Dimov: There is often a sense that ideas do all the work, that once we have a good idea, the rest is history. But ideas are static, they do not engage with reality, they are infinitely perfectible. It is the drive to make them real that matters, the pull of the future they represent. It is the combination of an idea and its pursuit that captures the essence of entrepreneurship. What makes you an entrepreneur is not whether you have ideas but whether you do something about them.

 

Pistrui: You refer to people with new ideas as either geniuses or lunatics. Should this inspire or intimidate a budding entrepreneur?

Dimov: Ideas come from hunches, intuitions, gut feelings; and it is impossible to communicate these to another person. We can look at the same situation but “see” different things. This lies at the bottom of the genius vs lunatic tension of the entrepreneurial journey — that our ideas are bound to be met by scepticism by others. If the scepticism is not there, this is perhaps a sign that our ideas are not groundbreaking enough. Rather than being intimidating to budding entrepreneurs, this should bring them comfort that pushback and rejection are normal parts of the process.

Pistrui: How important is “luck” in being a successful entrepreneur? For example, were Richard Branson and Steve Jobs more lucky than brilliant?

Dimov: When we think of luck as all the things beyond our control that have gone in our favour, then luck is essential. But so is, of course, skill or brilliance. It is not a question of whether one is more important than the other, or whether one should be labelled lucky or brilliant.

The best way to think of this is as SUCCESS = SKILL x LUCK.

The multiplication effect means that if skill or luck are missing, then success will not come about. We can control our skill by practice and learning, but we cannot control our luck. Yet, if we think of our overall luck as the sum of all the tries we make, then we get to the familiar saying “the harder I try, the luckier I get.”

 

Pistrui: You talk about books and entrepreneurial ventures having some characteristics in common. How so?

Dimov: For both books and entrepreneurial ventures, ultimate success is a verdict of the marketplace. Behind that verdict is the socially interdependent ways in which consumers make their choices: what I choose depends on what my friends choose, and vice versa. We are influenced by the preferences of others; and the more popular something is, the more likely we are to choose it over competing offerings.

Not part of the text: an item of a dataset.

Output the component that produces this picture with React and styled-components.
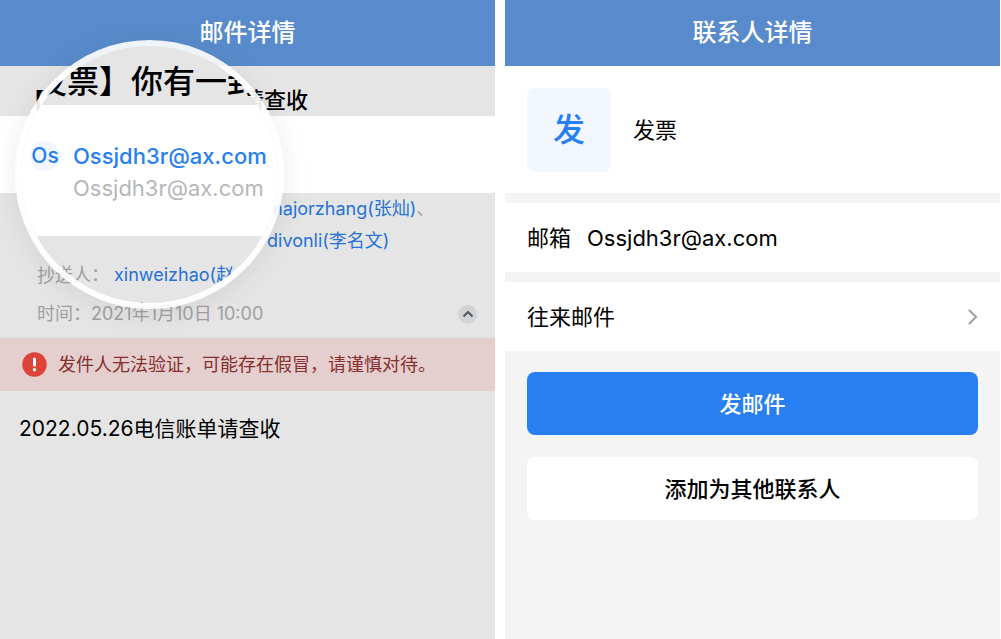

Just think of the star ratings that are now an essential part of purchase decisions, such as those on Amazon.com. The implication of so many people sharing their buying preferences is that the distribution of success is not normal (bell-shaped) but has a long-tail. The vast majority of books sell little; most ventures operate at a small, lifestyle scale; but there are some huge successes (bestsellers, Unicorns).

 

Pistrui: You note that entrepreneurs face both an exterior journey (the company, project, and so on) and an interior (mental) journey. Aren’t all entrepreneurs, at the core, alike — cut from the same human cloth? And, later, you talk about “managing internal pressures”. Sounds like an entrepreneur can fail both by how he/she thinks and how he/she acts. True?

Dimov: Most food dishes are made of the same basic ingredients, but think of the diversity of dishes out there. Yes, we are all human at our core, but our personalities, education, and life experiences create much diversity in what we want and how we respond to the same situation.

Over time people develop internal gatekeepers within themselves on how to think and act, judgements of what is right or appropriate. But these are self-imposed. They create blind spots in terms of what someone believes can be done or is possible. How we think and act can lead to failure in the sense that it prevents us from exploring the full space for development of our ideas.

 

Pistrui: What are “wicked problems”?

Dimov: The entrepreneurial task is a complex problem, with many parts that pull our solutions in different directions. The wickedness arises from the fact that solving one part can worsen another. Thus, an entrepreneur is after something that needs to be desirable in the market, technologically feasible, and financially viable. She or he may know what customers want but also realise that this is not feasible or too expensive to make. Any compromise on the latter may make it no longer desirable. What customers need or want and what an entrepreneur can offer may be different things. Aligning them puts entrepreneurs through such a wicked, iterative process.

 

Pistrui: In our new work together, what excites you the most?

Dimov: Our work enables us to make the question “Are you an entrepreneur?” moot. Instead, we recognise that it is more relevant to ask “What type of an entrepreneur are you?”

This question makes it obvious that it is not enough for an organisation to want to be more entrepreneurial. There needs to be a specific direction for development, a roadmap that recognises where they are and where they might want to go.

The new matrix framework that we are designing as both a concept and as an assessment tool enables people to find their starting point as an entrepreneur. It’s no longer a binary matter: that you are or are not an entrepreneur. Our new approach makes entrepreneurship like a language of moves to be mastered and used in different combinations in different situations. For anyone to master the language, they need to recognise that they have grown accustomed to only some of them. This in turns opens them up to what they could do differently. This is a source of boundless excitement for me.